What to do: Copy each line exactly. Drop every picture.

Stored data:
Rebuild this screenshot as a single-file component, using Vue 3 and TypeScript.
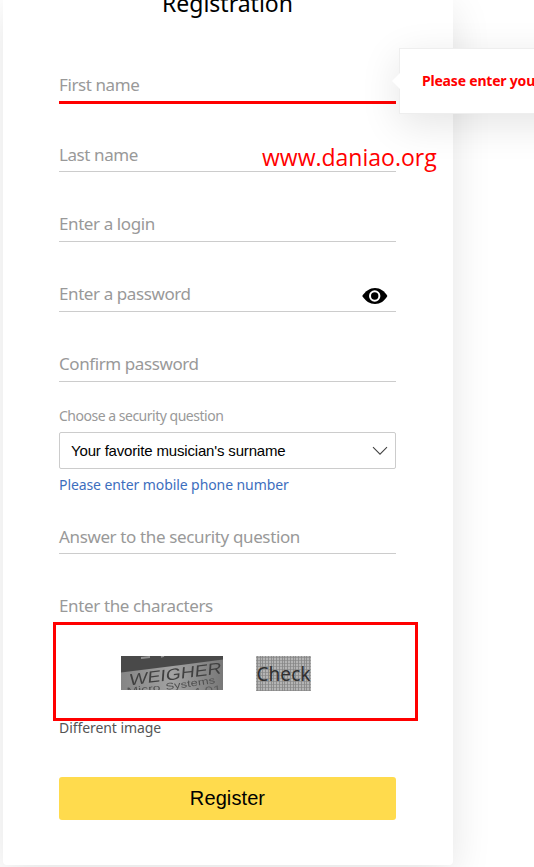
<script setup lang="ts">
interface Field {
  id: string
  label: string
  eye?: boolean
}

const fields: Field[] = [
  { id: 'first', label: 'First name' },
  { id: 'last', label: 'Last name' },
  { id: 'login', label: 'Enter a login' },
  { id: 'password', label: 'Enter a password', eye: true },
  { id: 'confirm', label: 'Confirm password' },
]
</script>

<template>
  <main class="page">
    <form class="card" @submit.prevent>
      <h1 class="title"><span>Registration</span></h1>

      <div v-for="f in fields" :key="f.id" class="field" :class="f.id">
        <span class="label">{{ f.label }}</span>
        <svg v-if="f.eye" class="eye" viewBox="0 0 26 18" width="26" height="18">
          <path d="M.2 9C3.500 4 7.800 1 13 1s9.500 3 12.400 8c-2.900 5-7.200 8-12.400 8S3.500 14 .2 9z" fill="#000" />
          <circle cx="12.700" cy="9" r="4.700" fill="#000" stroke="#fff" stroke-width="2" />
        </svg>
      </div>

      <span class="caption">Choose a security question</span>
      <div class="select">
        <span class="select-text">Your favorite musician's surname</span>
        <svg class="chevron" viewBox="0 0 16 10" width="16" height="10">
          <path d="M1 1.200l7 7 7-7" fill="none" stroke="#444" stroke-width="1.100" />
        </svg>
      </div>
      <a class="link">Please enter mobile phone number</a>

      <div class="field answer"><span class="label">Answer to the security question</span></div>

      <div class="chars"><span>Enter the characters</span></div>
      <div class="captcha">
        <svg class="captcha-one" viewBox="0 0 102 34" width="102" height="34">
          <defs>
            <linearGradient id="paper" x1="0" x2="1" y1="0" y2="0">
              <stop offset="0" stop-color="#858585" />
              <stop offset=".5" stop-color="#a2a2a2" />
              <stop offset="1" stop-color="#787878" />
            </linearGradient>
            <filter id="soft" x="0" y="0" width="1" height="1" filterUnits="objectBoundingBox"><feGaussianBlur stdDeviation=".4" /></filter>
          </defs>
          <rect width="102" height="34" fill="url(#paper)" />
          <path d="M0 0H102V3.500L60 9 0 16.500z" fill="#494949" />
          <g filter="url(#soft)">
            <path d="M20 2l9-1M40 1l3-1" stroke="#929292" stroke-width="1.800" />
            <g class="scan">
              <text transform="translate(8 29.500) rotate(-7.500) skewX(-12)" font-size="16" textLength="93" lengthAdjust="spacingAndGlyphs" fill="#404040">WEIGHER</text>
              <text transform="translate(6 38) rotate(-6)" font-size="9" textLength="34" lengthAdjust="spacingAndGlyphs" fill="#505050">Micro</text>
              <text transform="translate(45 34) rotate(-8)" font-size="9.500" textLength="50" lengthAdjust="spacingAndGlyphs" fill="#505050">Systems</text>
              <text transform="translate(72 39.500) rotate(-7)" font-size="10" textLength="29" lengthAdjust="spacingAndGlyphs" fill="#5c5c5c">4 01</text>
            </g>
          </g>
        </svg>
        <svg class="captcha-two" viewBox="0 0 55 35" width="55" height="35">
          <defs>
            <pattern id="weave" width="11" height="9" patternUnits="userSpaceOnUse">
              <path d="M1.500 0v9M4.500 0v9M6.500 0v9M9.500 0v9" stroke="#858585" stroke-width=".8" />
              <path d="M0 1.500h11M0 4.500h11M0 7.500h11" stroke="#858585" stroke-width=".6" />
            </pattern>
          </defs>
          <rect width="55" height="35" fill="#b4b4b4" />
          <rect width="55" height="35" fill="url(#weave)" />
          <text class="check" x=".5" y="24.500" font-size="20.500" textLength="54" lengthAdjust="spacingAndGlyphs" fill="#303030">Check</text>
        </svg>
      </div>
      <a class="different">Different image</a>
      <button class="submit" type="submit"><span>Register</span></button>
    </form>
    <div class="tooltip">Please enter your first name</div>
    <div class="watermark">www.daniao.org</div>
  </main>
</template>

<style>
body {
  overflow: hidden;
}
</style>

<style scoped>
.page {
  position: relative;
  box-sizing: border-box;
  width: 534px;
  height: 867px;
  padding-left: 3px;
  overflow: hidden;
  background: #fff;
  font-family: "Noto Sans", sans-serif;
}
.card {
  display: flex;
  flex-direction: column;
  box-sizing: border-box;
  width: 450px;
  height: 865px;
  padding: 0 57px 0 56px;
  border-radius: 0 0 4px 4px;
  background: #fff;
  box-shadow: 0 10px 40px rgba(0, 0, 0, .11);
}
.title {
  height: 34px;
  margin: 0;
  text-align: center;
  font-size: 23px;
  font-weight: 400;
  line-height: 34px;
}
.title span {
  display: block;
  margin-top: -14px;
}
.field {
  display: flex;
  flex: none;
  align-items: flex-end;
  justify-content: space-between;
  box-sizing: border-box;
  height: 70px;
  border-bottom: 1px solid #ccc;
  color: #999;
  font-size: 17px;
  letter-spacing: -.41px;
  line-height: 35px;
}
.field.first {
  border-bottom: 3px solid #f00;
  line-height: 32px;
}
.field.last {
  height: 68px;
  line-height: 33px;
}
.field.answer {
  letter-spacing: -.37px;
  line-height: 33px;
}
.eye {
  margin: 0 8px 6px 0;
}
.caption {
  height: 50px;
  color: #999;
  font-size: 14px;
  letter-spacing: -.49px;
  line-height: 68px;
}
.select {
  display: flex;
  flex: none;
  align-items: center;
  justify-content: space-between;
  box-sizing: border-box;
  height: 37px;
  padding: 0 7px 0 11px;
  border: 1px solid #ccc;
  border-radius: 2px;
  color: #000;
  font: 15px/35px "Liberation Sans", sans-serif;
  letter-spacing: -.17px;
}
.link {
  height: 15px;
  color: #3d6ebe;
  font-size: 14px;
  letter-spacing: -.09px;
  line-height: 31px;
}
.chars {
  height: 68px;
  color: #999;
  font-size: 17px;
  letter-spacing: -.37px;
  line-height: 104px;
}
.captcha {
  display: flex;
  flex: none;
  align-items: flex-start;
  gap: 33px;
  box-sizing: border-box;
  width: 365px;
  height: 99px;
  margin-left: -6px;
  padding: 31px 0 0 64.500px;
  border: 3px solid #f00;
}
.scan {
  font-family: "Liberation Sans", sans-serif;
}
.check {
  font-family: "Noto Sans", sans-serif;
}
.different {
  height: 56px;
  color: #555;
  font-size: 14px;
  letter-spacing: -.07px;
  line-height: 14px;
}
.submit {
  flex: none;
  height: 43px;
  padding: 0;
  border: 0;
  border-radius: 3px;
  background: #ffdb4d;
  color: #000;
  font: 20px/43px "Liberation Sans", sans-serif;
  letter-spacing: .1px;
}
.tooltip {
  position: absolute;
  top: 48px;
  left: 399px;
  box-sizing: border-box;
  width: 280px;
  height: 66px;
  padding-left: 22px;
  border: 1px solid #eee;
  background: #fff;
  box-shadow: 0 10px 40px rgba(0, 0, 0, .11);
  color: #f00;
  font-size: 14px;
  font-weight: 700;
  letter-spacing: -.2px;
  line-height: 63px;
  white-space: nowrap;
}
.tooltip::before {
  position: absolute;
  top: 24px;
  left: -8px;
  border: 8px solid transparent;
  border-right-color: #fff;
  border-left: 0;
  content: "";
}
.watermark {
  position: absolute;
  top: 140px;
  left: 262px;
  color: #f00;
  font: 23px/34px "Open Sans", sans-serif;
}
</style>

Solution to the problem:
Rebuild this screenshot as a single-file component, using Vue 3 and TypeScript.
<script setup lang="ts">
interface Field {
  id: string
  label: string
  eye?: boolean
}

const fields: Field[] = [
  { id: 'first', label: 'First name' },
  { id: 'last', label: 'Last name' },
  { id: 'login', label: 'Enter a login' },
  { id: 'password', label: 'Enter a password', eye: true },
  { id: 'confirm', label: 'Confirm password' },
]
</script>

<template>
  <main class="page">
    <form class="card" @submit.prevent>
      <h1 class="title"><span>Registration</span></h1>

      <div v-for="f in fields" :key="f.id" class="field" :class="f.id">
        <span class="label">{{ f.label }}</span>
        <svg v-if="f.eye" class="eye" viewBox="0 0 26 18" width="26" height="18">
          <path d="M.2 9C3.500 4 7.800 1 13 1s9.500 3 12.400 8c-2.900 5-7.200 8-12.400 8S3.500 14 .2 9z" fill="#000" />
          <circle cx="12.700" cy="9" r="4.700" fill="#000" stroke="#fff" stroke-width="2" />
        </svg>
      </div>

      <span class="caption">Choose a security question</span>
      <div class="select">
        <span class="select-text">Your favorite musician's surname</span>
        <svg class="chevron" viewBox="0 0 16 10" width="16" height="10">
          <path d="M1 1.200l7 7 7-7" fill="none" stroke="#444" stroke-width="1.100" />
        </svg>
      </div>
      <a class="link">Please enter mobile phone number</a>

      <div class="field answer"><span class="label">Answer to the security question</span></div>

      <div class="chars"><span>Enter the characters</span></div>
      <div class="captcha">
        <svg class="captcha-one" viewBox="0 0 102 34" width="102" height="34">
          <defs>
            <linearGradient id="paper" x1="0" x2="1" y1="0" y2="0">
              <stop offset="0" stop-color="#858585" />
              <stop offset=".5" stop-color="#a2a2a2" />
              <stop offset="1" stop-color="#787878" />
            </linearGradient>
            <filter id="soft" x="0" y="0" width="1" height="1" filterUnits="objectBoundingBox"><feGaussianBlur stdDeviation=".4" /></filter>
          </defs>
          <rect width="102" height="34" fill="url(#paper)" />
          <path d="M0 0H102V3.500L60 9 0 16.500z" fill="#494949" />
          <g filter="url(#soft)">
            <path d="M20 2l9-1M40 1l3-1" stroke="#929292" stroke-width="1.800" />
            <g class="scan">
              <text transform="translate(8 29.500) rotate(-7.500) skewX(-12)" font-size="16" textLength="93" lengthAdjust="spacingAndGlyphs" fill="#404040">WEIGHER</text>
              <text transform="translate(6 38) rotate(-6)" font-size="9" textLength="34" lengthAdjust="spacingAndGlyphs" fill="#505050">Micro</text>
              <text transform="translate(45 34) rotate(-8)" font-size="9.500" textLength="50" lengthAdjust="spacingAndGlyphs" fill="#505050">Systems</text>
              <text transform="translate(72 39.500) rotate(-7)" font-size="10" textLength="29" lengthAdjust="spacingAndGlyphs" fill="#5c5c5c">4 01</text>
            </g>
          </g>
        </svg>
        <svg class="captcha-two" viewBox="0 0 55 35" width="55" height="35">
          <defs>
            <pattern id="weave" width="11" height="9" patternUnits="userSpaceOnUse">
              <path d="M1.500 0v9M4.500 0v9M6.500 0v9M9.500 0v9" stroke="#858585" stroke-width=".8" />
              <path d="M0 1.500h11M0 4.500h11M0 7.500h11" stroke="#858585" stroke-width=".6" />
            </pattern>
          </defs>
          <rect width="55" height="35" fill="#b4b4b4" />
          <rect width="55" height="35" fill="url(#weave)" />
          <text class="check" x=".5" y="24.500" font-size="20.500" textLength="54" lengthAdjust="spacingAndGlyphs" fill="#303030">Check</text>
        </svg>
      </div>
      <a class="different">Different image</a>
      <button class="submit" type="submit"><span>Register</span></button>
    </form>
    <div class="tooltip">Please enter your first name</div>
    <div class="watermark">www.daniao.org</div>
  </main>
</template>

<style>
body {
  overflow: hidden;
}
</style>

<style scoped>
.page {
  position: relative;
  box-sizing: border-box;
  width: 534px;
  height: 867px;
  padding-left: 3px;
  overflow: hidden;
  background: #fff;
  font-family: "Noto Sans", sans-serif;
}
.card {
  display: flex;
  flex-direction: column;
  box-sizing: border-box;
  width: 450px;
  height: 865px;
  padding: 0 57px 0 56px;
  border-radius: 0 0 4px 4px;
  background: #fff;
  box-shadow: 0 10px 40px rgba(0, 0, 0, .11);
}
.title {
  height: 34px;
  margin: 0;
  text-align: center;
  font-size: 23px;
  font-weight: 400;
  line-height: 34px;
}
.title span {
  display: block;
  margin-top: -14px;
}
.field {
  display: flex;
  flex: none;
  align-items: flex-end;
  justify-content: space-between;
  box-sizing: border-box;
  height: 70px;
  border-bottom: 1px solid #ccc;
  color: #999;
  font-size: 17px;
  letter-spacing: -.41px;
  line-height: 35px;
}
.field.first {
  border-bottom: 3px solid #f00;
  line-height: 32px;
}
.field.last {
  height: 68px;
  line-height: 33px;
}
.field.answer {
  letter-spacing: -.37px;
  line-height: 33px;
}
.eye {
  margin: 0 8px 6px 0;
}
.caption {
  height: 50px;
  color: #999;
  font-size: 14px;
  letter-spacing: -.49px;
  line-height: 68px;
}
.select {
  display: flex;
  flex: none;
  align-items: center;
  justify-content: space-between;
  box-sizing: border-box;
  height: 37px;
  padding: 0 7px 0 11px;
  border: 1px solid #ccc;
  border-radius: 2px;
  color: #000;
  font: 15px/35px "Liberation Sans", sans-serif;
  letter-spacing: -.17px;
}
.link {
  height: 15px;
  color: #3d6ebe;
  font-size: 14px;
  letter-spacing: -.09px;
  line-height: 31px;
}
.chars {
  height: 68px;
  color: #999;
  font-size: 17px;
  letter-spacing: -.37px;
  line-height: 104px;
}
.captcha {
  display: flex;
  flex: none;
  align-items: flex-start;
  gap: 33px;
  box-sizing: border-box;
  width: 365px;
  height: 99px;
  margin-left: -6px;
  padding: 31px 0 0 64.500px;
  border: 3px solid #f00;
}
.scan {
  font-family: "Liberation Sans", sans-serif;
}
.check {
  font-family: "Noto Sans", sans-serif;
}
.different {
  height: 56px;
  color: #555;
  font-size: 14px;
  letter-spacing: -.07px;
  line-height: 14px;
}
.submit {
  flex: none;
  height: 43px;
  padding: 0;
  border: 0;
  border-radius: 3px;
  background: #ffdb4d;
  color: #000;
  font: 20px/43px "Liberation Sans", sans-serif;
  letter-spacing: .1px;
}
.tooltip {
  position: absolute;
  top: 48px;
  left: 399px;
  box-sizing: border-box;
  width: 280px;
  height: 66px;
  padding-left: 22px;
  border: 1px solid #eee;
  background: #fff;
  box-shadow: 0 10px 40px rgba(0, 0, 0, .11);
  color: #f00;
  font-size: 14px;
  font-weight: 700;
  letter-spacing: -.2px;
  line-height: 63px;
  white-space: nowrap;
}
.tooltip::before {
  position: absolute;
  top: 24px;
  left: -8px;
  border: 8px solid transparent;
  border-right-color: #fff;
  border-left: 0;
  content: "";
}
.watermark {
  position: absolute;
  top: 140px;
  left: 262px;
  color: #f00;
  font: 23px/34px "Open Sans", sans-serif;
}
</style>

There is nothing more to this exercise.